** BEGIN Data block **

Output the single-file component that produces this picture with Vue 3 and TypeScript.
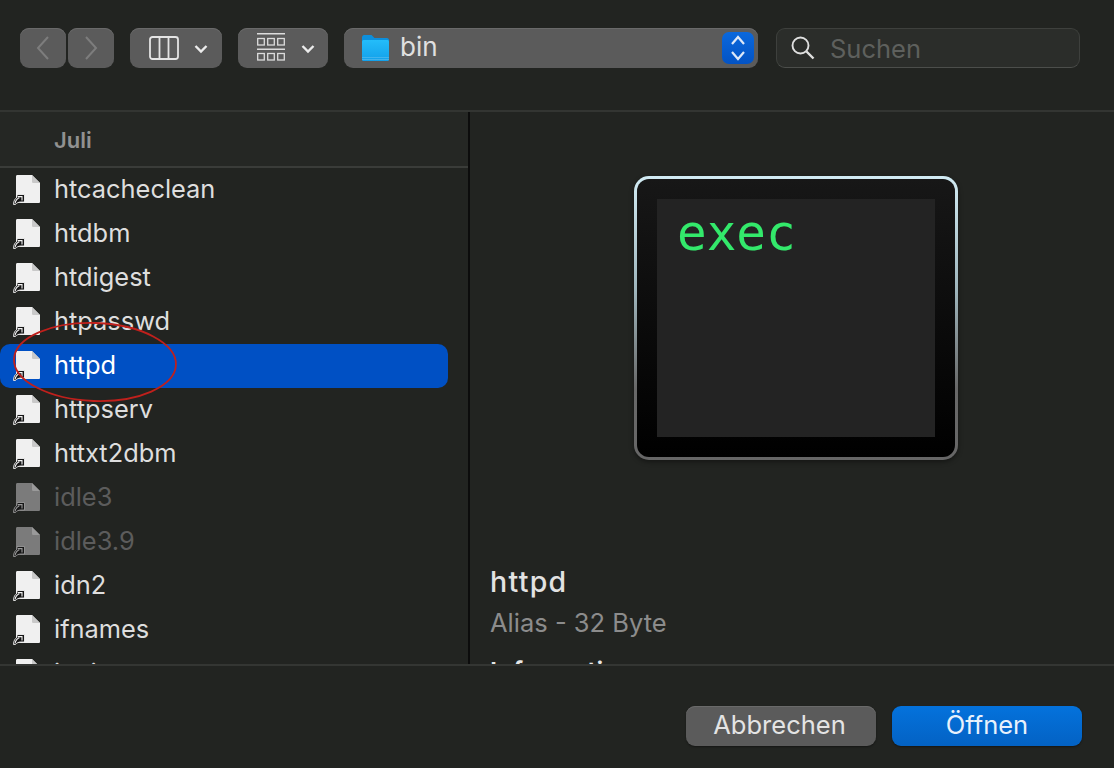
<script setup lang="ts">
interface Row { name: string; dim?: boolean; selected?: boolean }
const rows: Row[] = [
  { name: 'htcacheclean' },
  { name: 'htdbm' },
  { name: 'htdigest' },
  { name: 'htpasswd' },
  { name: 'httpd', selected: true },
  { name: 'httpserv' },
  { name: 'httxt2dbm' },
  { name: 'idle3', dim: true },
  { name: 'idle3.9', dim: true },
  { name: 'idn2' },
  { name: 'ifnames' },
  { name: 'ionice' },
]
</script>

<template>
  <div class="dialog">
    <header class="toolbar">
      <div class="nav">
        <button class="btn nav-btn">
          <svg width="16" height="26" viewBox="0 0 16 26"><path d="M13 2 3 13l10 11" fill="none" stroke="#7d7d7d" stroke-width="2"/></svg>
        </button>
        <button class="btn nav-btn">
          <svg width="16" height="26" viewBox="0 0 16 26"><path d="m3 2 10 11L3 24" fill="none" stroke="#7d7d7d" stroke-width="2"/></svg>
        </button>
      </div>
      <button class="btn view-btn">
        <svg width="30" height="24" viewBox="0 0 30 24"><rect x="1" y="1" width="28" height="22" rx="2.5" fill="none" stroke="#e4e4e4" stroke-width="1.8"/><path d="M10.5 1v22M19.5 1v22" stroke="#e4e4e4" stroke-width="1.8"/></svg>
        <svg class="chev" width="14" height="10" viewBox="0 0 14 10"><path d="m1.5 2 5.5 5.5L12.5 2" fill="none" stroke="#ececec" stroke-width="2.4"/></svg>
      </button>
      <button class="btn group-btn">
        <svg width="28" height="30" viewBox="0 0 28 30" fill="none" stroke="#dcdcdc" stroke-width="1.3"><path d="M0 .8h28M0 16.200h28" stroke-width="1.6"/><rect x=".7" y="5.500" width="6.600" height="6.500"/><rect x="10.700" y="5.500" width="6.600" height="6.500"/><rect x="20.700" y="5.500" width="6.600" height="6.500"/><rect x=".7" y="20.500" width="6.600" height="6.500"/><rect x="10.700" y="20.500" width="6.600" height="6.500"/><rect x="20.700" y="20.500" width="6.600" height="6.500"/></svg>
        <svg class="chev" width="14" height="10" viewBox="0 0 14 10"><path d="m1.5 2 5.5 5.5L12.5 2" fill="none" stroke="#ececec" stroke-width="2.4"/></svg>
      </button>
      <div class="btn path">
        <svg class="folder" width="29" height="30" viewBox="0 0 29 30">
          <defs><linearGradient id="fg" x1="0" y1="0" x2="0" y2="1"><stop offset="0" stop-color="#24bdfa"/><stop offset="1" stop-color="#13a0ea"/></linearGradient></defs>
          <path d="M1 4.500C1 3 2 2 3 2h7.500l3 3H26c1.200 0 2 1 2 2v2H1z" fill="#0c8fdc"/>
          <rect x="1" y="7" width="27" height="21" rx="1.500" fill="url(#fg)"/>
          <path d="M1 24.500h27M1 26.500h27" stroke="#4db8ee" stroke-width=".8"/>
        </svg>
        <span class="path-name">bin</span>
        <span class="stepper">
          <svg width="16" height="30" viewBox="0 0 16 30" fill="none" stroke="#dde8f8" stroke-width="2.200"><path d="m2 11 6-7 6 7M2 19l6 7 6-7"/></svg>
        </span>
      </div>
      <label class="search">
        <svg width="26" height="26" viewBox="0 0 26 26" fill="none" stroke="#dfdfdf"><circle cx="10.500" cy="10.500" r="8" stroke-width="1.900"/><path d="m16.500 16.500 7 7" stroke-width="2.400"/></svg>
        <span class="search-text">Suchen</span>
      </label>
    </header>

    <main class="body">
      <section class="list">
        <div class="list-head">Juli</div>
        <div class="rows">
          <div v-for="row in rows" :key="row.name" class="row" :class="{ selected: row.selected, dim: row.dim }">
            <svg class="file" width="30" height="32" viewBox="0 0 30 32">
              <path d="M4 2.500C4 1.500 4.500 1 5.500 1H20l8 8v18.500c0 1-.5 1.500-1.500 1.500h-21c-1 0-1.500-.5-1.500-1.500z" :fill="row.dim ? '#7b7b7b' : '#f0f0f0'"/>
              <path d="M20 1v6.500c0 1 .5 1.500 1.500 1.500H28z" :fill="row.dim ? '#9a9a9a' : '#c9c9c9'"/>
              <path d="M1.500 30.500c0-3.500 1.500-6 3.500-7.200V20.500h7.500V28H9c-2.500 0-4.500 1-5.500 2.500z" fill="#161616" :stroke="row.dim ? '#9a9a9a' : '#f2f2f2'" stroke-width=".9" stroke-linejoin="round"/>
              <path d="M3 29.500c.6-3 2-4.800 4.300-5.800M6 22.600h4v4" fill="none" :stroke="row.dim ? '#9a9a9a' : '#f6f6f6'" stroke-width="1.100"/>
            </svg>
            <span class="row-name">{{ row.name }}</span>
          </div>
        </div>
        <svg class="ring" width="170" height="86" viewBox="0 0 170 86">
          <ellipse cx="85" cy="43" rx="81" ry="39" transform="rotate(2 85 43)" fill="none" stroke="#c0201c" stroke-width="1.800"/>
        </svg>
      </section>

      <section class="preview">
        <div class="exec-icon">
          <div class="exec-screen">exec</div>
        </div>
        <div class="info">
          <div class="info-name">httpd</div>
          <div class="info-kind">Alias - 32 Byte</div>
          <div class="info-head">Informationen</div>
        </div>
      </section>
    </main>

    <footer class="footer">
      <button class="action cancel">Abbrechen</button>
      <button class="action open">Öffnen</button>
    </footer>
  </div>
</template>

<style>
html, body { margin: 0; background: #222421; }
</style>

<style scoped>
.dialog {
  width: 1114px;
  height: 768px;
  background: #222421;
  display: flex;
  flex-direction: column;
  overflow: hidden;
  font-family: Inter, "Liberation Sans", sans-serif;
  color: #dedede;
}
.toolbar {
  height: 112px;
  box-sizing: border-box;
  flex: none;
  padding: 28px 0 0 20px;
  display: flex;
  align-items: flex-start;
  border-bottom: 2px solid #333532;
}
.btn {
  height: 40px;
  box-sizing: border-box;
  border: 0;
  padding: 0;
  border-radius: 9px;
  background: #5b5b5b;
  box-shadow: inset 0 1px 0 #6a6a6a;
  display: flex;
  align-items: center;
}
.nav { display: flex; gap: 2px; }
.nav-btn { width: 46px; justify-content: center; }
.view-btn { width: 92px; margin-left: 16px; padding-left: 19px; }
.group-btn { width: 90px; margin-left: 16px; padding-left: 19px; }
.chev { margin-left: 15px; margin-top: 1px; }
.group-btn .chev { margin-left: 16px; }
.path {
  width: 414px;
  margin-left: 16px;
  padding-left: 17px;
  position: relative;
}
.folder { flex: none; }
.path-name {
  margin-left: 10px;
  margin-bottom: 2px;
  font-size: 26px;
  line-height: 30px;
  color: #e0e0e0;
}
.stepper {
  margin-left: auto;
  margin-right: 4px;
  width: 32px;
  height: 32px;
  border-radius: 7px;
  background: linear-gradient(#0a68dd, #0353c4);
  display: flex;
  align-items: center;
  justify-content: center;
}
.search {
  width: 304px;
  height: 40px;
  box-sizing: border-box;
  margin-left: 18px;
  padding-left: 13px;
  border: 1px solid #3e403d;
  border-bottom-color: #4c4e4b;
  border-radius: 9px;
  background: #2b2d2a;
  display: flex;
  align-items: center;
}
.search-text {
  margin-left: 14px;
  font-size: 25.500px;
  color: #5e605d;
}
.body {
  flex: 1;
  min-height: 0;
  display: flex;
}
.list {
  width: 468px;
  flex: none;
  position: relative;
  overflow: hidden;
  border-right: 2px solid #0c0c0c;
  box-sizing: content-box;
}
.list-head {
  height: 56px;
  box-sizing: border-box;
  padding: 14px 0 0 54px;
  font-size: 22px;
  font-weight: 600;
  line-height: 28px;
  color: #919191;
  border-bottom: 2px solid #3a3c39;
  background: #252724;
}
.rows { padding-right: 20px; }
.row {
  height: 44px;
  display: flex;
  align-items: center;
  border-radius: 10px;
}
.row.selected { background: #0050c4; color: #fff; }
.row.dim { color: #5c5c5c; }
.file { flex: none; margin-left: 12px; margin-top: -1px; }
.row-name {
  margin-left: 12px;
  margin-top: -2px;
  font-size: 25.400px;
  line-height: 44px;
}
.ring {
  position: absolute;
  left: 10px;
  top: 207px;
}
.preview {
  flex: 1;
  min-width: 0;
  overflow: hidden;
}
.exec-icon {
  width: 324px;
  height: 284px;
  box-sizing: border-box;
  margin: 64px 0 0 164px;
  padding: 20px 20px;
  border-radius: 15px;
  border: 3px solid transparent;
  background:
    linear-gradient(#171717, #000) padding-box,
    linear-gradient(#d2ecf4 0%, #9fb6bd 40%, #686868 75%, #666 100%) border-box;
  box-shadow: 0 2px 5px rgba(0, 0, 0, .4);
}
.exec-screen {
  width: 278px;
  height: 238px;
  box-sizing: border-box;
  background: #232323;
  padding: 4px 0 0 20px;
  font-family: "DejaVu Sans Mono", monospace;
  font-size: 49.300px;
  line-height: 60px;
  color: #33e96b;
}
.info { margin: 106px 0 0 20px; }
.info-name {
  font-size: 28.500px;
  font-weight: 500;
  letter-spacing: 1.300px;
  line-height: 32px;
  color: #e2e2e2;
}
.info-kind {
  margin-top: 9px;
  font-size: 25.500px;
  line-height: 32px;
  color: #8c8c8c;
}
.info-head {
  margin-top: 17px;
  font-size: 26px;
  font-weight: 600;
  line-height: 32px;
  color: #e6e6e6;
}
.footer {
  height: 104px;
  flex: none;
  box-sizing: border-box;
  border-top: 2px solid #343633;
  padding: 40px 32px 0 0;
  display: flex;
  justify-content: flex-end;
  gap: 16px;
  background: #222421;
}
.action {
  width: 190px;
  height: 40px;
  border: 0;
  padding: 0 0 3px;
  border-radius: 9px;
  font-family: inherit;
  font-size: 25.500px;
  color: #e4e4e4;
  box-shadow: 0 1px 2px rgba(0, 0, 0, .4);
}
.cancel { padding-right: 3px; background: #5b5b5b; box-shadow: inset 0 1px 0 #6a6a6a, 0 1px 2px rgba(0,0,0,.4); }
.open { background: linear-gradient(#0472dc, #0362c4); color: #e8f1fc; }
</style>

** END Data block **

**What to produce**. Return every line containing "file".

**Response below**.
Output the single-file component that produces this picture with Vue 3 and TypeScript.
            <svg class="file" width="30" height="32" viewBox="0 0 30 32">
.file { flex: none; margin-left: 12px; margin-top: -1px; }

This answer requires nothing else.